По глубокому убеждению Солженицына, это было абсолютно несправедливо: «(Просто) Россия – в публичности рубежа веков – была неопытна (как дитя малое – С. Д.), неспособна внятно оправдаться, не знала ещё приёмов таких». А вот Александру Исаевичу хорошо известны такие приёмы, и он мастерски пользуется ими в обоих томах книги. Это – голоса «нужных», «полезных» евреев. Сейчас подошёл голос Ю. Гессена, автора «Истории еврейского народа в России» (Л., 1927): «Возникновение в короткий срок на огромной площади множества дружин и самоё свойство их выступлений устраняет мысль о наличии единого организационного центра». Ещё яснее выражается наш соотечественник Прайсман (Журнал «22», N№ 51, 1986/87), почему-то во множественном числе: «Мы абсолютно уверены, что департамент полиции не был таким хорошо организованным учреждением, чтобы подготовить в одну и ту же неделю погромы сразу в 600 местах». Теперь время и самому Солженицыну вступить: «… что погромы подготовлены самим правительством, — обвинение совершенно необоснованное». (Конечно, если, читая мемуары Витте, а он их читал, пропустить приведенное выше его признание. – С. Д.). Он пишет: «Кто-то безымянный изобрёл и пустил по миру ядовитую клевету: будто Александр III – неизвестно кому и неизвестно при каких обстоятельствах – сказал: «А я, признаться, сам рад, когда бьют евреев!» Так уж и неизвестно кому и когда, и при каких обстоятельствах? Вот что пишет А. Е. Бовин в «Записках ненастоящего посла» (М., «Захаров», 2001): «После Варшавского погрома Александр III выговаривал генерал-губернатору Гурко: «Сердце моё радуется, когда бьют евреев, но дозволять этого ни в коем случае не следует».
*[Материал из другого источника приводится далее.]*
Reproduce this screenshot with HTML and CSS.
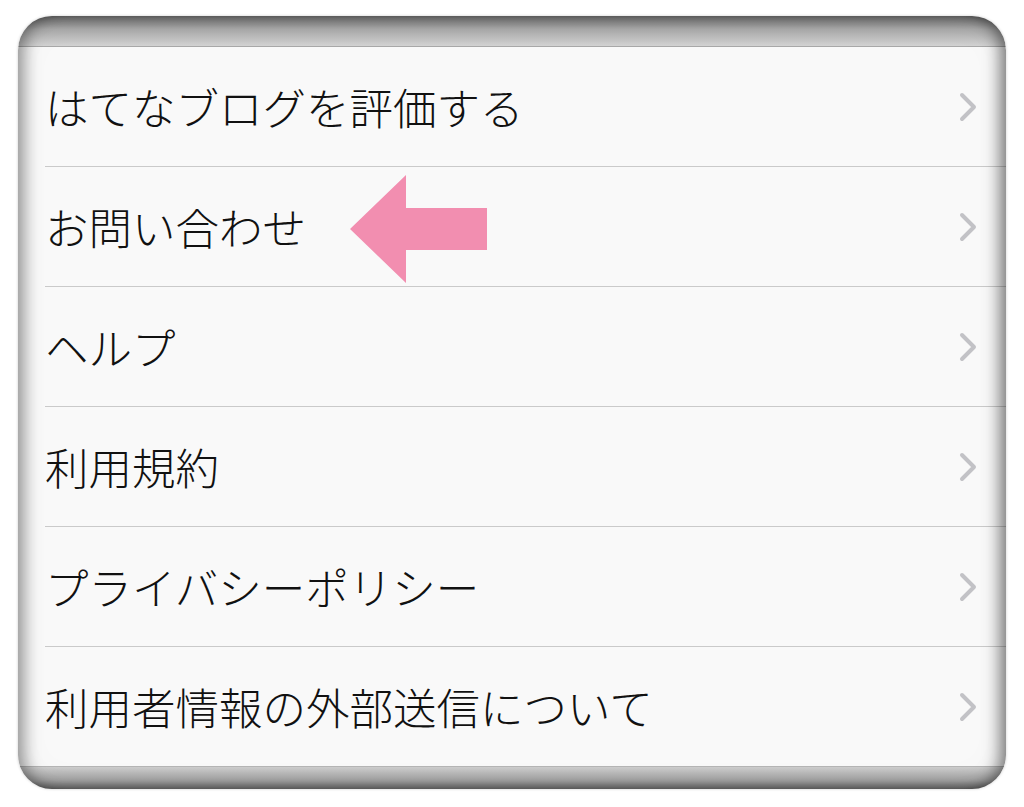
FILE: index.html
```html
<!DOCTYPE html>
<html lang="ja">
<head>
<meta charset="utf-8">
<title>設定</title>
<link rel="stylesheet" href="styles.css">
</head>
<body>
<div class="frame">
  <div class="band band-top"></div>
  <ul class="list">
    <li class="row"><span class="label">はてなブログを評価する</span><span class="chev"><svg width="22" height="32" viewBox="0 0 22 32"><path d="M4 4 L16 16 L4 28" fill="none" stroke="#c2c2c6" stroke-width="4" stroke-linecap="round" stroke-linejoin="round"/></svg></span></li>
    <li class="row"><span class="label">お問い合わせ</span>
      <svg class="arrow" width="140" height="112" viewBox="0 0 140 112"><polygon points="0,56 56,2 56,35 137,35 137,77 56,77 56,110" fill="#f28eb0"/></svg>
      <span class="chev"><svg width="22" height="32" viewBox="0 0 22 32"><path d="M4 4 L16 16 L4 28" fill="none" stroke="#c2c2c6" stroke-width="4" stroke-linecap="round" stroke-linejoin="round"/></svg></span></li>
    <li class="row"><span class="label">ヘルプ</span><span class="chev"><svg width="22" height="32" viewBox="0 0 22 32"><path d="M4 4 L16 16 L4 28" fill="none" stroke="#c2c2c6" stroke-width="4" stroke-linecap="round" stroke-linejoin="round"/></svg></span></li>
    <li class="row"><span class="label">利用規約</span><span class="chev"><svg width="22" height="32" viewBox="0 0 22 32"><path d="M4 4 L16 16 L4 28" fill="none" stroke="#c2c2c6" stroke-width="4" stroke-linecap="round" stroke-linejoin="round"/></svg></span></li>
    <li class="row"><span class="label">プライバシーポリシー</span><span class="chev"><svg width="22" height="32" viewBox="0 0 22 32"><path d="M4 4 L16 16 L4 28" fill="none" stroke="#c2c2c6" stroke-width="4" stroke-linecap="round" stroke-linejoin="round"/></svg></span></li>
    <li class="row last"><span class="label">利用者情報の外部送信について</span><span class="chev"><svg width="22" height="32" viewBox="0 0 22 32"><path d="M4 4 L16 16 L4 28" fill="none" stroke="#c2c2c6" stroke-width="4" stroke-linecap="round" stroke-linejoin="round"/></svg></span></li>
  </ul>
  <div class="band band-bottom"></div>
</div>
</body>
</html>
```
FILE: styles.css
```css
html, body {
  margin: 0;
  padding: 0;
  background: #ffffff;
}
body {
  width: 1024px;
  height: 807px;
  overflow: hidden;
  font-family: "Noto Sans CJK JP", "Noto Sans", sans-serif;
}
.frame {
  position: relative;
  margin: 16px 0 0 18px;
  width: 988px;
  height: 773px;
  border-radius: 34px;
  overflow: hidden;
  background: #f9f9f9;
  display: flex;
  flex-direction: column;
  box-shadow: 0 0 3px rgba(0,0,0,0.2);
}
.frame::after {
  content: "";
  position: absolute;
  inset: 0;
  border-radius: 34px;
  pointer-events: none;
  box-shadow:
    inset 14px 0 16px -8px rgba(0,0,0,0.4),
    inset -14px 0 16px -8px rgba(0,0,0,0.5),
    inset 0 0 40px rgba(0,0,0,0.04);
}
.band {
  flex: none;
}
.band-top {
  height: 30px;
  background: linear-gradient(#6a6a6a 0%, #a9a9a9 45%, #d2d2d2 100%);
  border-bottom: 1px solid #a8a8a8;
}
.band-bottom {
  height: 22px;
  background: linear-gradient(#cdcdcd 0%, #a0a0a0 60%, #666666 100%);
}
.list {
  list-style: none;
  margin: 0;
  padding: 0;
  flex: none;
}
.row {
  position: relative;
  height: 119px;
  margin-left: 27px;
  border-bottom: 1px solid #cacaca;
  display: flex;
  align-items: center;
  justify-content: space-between;
}
.row.last {
  margin-left: 0;
  padding-left: 27px;
  border-bottom-color: #b5b5b5;
}
.label {
  font-size: 43.5px;
  font-weight: 300;
  color: #111;
  line-height: 1;
}
.chev {
  display: flex;
  margin-right: 26px;
}
.arrow {
  position: absolute;
  left: 305px;
  top: 6px;
}
```
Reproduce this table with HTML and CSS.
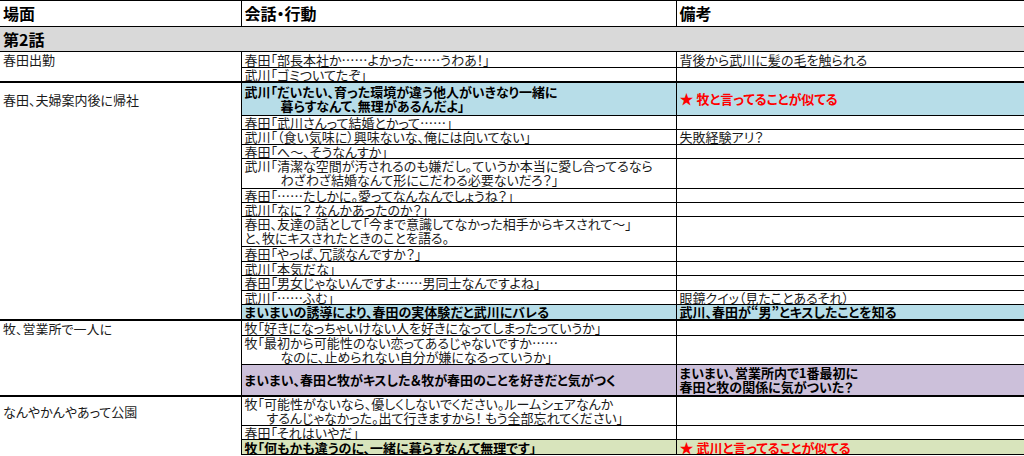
FILE: index.html
```html
<!DOCTYPE html>
<html lang="ja">
<head>
<meta charset="utf-8">
<title>第2話</title>
<link rel="stylesheet" href="styles.css">
</head>
<body>
<table class="sheet">
  <colgroup><col class="c1"><col class="c2"><col class="c3"></colgroup>
  <thead>
    <tr class="hd"><th>場面</th><th>会話・行動</th><th>備考</th></tr>
  </thead>
  <tbody>
    <tr class="ep"><td colspan="3">第2話</td></tr>

    <tr class="r16"><td class="scene">春田出勤</td><td>春田「部長本社か……よかった……うわあ！」</td><td>背後から武川に髪の毛を触られる</td></tr>
    <tr class="r14"><td class="scene"></td><td>武川「ゴミついてたぞ」</td><td></td></tr>

    <tr class="grp r33 blue"><td class="scene plain">春田、夫婦案内後に帰社</td><td class="b two">武川「だいたい、育った環境が違う他人がいきなり一緒に<br><span class="ind3">暮らすなんて、無理があるんだよ」</span></td><td class="note"><span class="star">★</span> 牧と言ってることが似てる</td></tr>
    <tr class="r14"><td class="scene"></td><td>春田「武川さんって結婚とかって……」</td><td></td></tr>
    <tr class="r15"><td class="scene"></td><td>武川「（食い気味に）興味ないな、俺には向いてない」</td><td>失敗経験アリ？</td></tr>
    <tr class="r14"><td class="scene"></td><td>春田「へ〜、そうなんすか」</td><td></td></tr>
    <tr class="r30"><td class="scene"></td><td class="two">武川「清潔な空間が汚されるのも嫌だし。ていうか本当に愛し合ってるなら<br><span class="ind3">わざわざ結婚なんて形にこだわる必要ないだろ？」</span></td><td></td></tr>
    <tr class="r14"><td class="scene"></td><td>春田「……たしかに。愛ってなんなんでしょうね？」</td><td></td></tr>
    <tr class="r14"><td class="scene"></td><td>武川「なに？ なんかあったのか？」</td><td></td></tr>
    <tr class="r30"><td class="scene"></td><td class="two">春田、友達の話として「今まで意識してなかった相手からキスされて〜」<br>と、牧にキスされたときのことを語る。</td><td></td></tr>
    <tr class="r15"><td class="scene"></td><td>春田「やっぱ、冗談なんですか？」</td><td></td></tr>
    <tr class="r14"><td class="scene"></td><td>武川「本気だな」</td><td></td></tr>
    <tr class="r15"><td class="scene"></td><td>春田「男女じゃないんですよ……男同士なんですよね」</td><td></td></tr>
    <tr class="r14"><td class="scene"></td><td>武川「……ふむ」</td><td>眼鏡クイッ（見たことあるそれ）</td></tr>
    <tr class="r16 blue"><td class="scene plain"></td><td class="b">まいまいの誘導により、春田の実体験だと武川にバレる</td><td class="b">武川、春田が“男”とキスしたことを知る</td></tr>

    <tr class="grp r15"><td class="scene">牧、営業所で一人に</td><td>牧「好きになっちゃいけない人を好きになってしまったっていうか」</td><td></td></tr>
    <tr class="r29"><td class="scene"></td><td class="two">牧「最初から可能性のない恋ってあるじゃないですか……<br><span class="ind3">なのに、止められない自分が嫌になるっていうか」</span></td><td></td></tr>
    <tr class="r32 purple"><td class="scene plain"></td><td class="b">まいまい、春田と牧がキスした＆牧が春田のことを好きだと気がつく</td><td class="b two">まいまい、営業所内で1番最初に<br>春田と牧の関係に気がついた？</td></tr>

    <tr class="grp r29"><td class="scene">なんやかんやあって公園</td><td class="two">牧「可能性がないなら、優しくしないでください。ルームシェアなんか<br><span class="ind2">するんじゃなかった。出て行きますから！ もう全部忘れてください」</span></td><td></td></tr>
    <tr class="r14"><td class="scene"></td><td>春田「それはいやだ」</td><td></td></tr>
    <tr class="r15 green"><td class="scene plain"></td><td class="b">牧「何もかも違うのに、一緒に暮らすなんて無理です」</td><td class="note"><span class="star">★</span> 武川と言ってることが似てる</td></tr>
  </tbody>
</table>
</body>
</html>
```

FILE: styles.css
```css
html, body {
  margin: 0;
  padding: 0;
  background: #ffffff;
}

body {
  font-family: "Noto Sans CJK JP", "Noto Sans", sans-serif;
  font-size: 13px;
  font-feature-settings: "palt";
  color: #1a1a1a;
  width: 1024px;
  height: 456px;
  overflow: hidden;
}

.sheet {
  width: 1024px;
  table-layout: fixed;
  border-collapse: collapse;
  border-spacing: 0;
}

.c1 { width: 241px; }
.c2 { width: 435px; }
.c3 { width: 348px; }

.sheet th,
.sheet td {
  padding: 0 0 0 3px;
  line-height: 13px;
  white-space: nowrap;
  overflow: hidden;
  text-align: left;
  vertical-align: middle;
  border: 1px solid #000;
}

.sheet td.two {
  line-height: 14px;
}

.sheet th:first-child,
.sheet td:first-child {
  border-left: none;
}

.hd th {
  height: 25px;
  font-size: 16px;
  font-weight: bold;
  color: #000;
  border-top: 1px solid #000;
}

.ep td {
  height: 24px;
  font-size: 16px;
  font-weight: bold;
  color: #000;
  background: #d9d9d9;
}

.sheet td.scene {
  border-top: none;
  border-bottom: none;
  background: #ffffff;
}

.sheet tr.grp td {
  border-top: 2px solid #000;
}

.r14 { height: 14px; }
.r15 { height: 15px; }
.r16 { height: 16px; }
.r29 { height: 29px; }
.r30 { height: 30px; }
.r32 { height: 32px; }
.r33 { height: 33px; }

.blue td { background: #b7dde8; }
.purple td { background: #ccc0da; }
.green td { background: #d8e4bc; }

.b {
  font-weight: bold;
  color: #000;
}

.note {
  font-weight: bold;
  color: #ff0000;
}

.star {
  font-size: 14px;
}

.ind3 { padding-left: 36px; }
.ind2 { padding-left: 22px; }
```
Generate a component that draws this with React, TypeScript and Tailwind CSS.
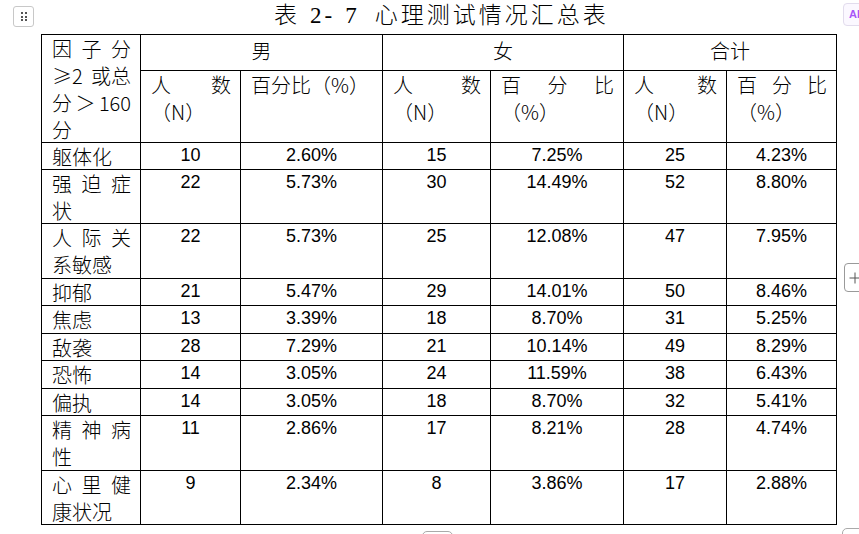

Выгораживая правительство, Солженицын даёт другой поворот теме: «еврейская молодежь того времени делит… ответственность» (за погромы). Рассказывая о Кишинёвском погроме 1903 года, он цитирует «Обвинительный акт»: «Слухи о насилиях, чинимых евреями над христианами, быстро стали распространяться по городу». У евреев, оказывается, были ружья, «у христиан огнестрельного оружия не было». Дальше – больше: некоторые евреи «имели при себе бутылки с серной кислотой, которой они и плескали в проходящих христиан». «Аптеками традиционно владели евреи», — услужливо добавляет уже сам Александр Исаевич, зная прекрасно, что ни огнестрельных ранений, ни ожогов серной кислотой следствие не обнаружило. Как старается он защитить правительство: «Хотя уже тогда (речь идёт о погромах 80-х годов. – С. Д.) и не оспаривалась несомненная стихийность погромной волны и никак не была доказана причастность к ней властей, а, напротив, — революционных народников («Народная воля» действительно призывала в прокламациях к погромам, полагая, что они неизбежно перерастут во всенародное восстание против властей. – С. Д.), однако не простили этих погромов именно русскому правительству и уж никогда впредь». «Кишинёвским погромом воспользовались, чтобы нарицательно и навсегда заклеймить Россию». «Правительство… было (всего-то на всего – С. Д.) косным стеснителем евреев… Зато путём лжи оно было представлено искусным… и бесконечно злым гонителем их» (выделено мною. – С. Д.). И ещё: «… лже-история Кишинёвского погрома стала громче его подлинной скорбной истории. И – осмыслится ли хоть ещё через 100 лет?» – прямо убивается он, силясь защитить «неопытную Россию, неспособную внятно оправдаться». Не удалось это и ему, знающему «такие приёмы». Прошло 100 лет после Кишинёвского погрома, события осмыслились, множество статей было опубликовано в 2003 году. Не «стеснением» евреев признаны действия царизма на всём протяжении досоветского периода пребывания евреев в России, а политикой злобного, жестокого антисемитизма. Не простили еврейских погромов русскому правительству ни тогда, ни теперь, в начале XXI века. Напрасно цитируете вы, Александр Исаевич, ещё одного «своего» еврея (Д. О. Линский, сб. «Россия и евреи», Берлин, 1924): «сравнительно с наступившим советским «уравнением в бесправии всего населения России» — неполноправие еврейского населения дореволюционного периода представляется идеалом». Не работает и этот довод. Вы бы ещё сравнили с гитлеровским «окончательным решением».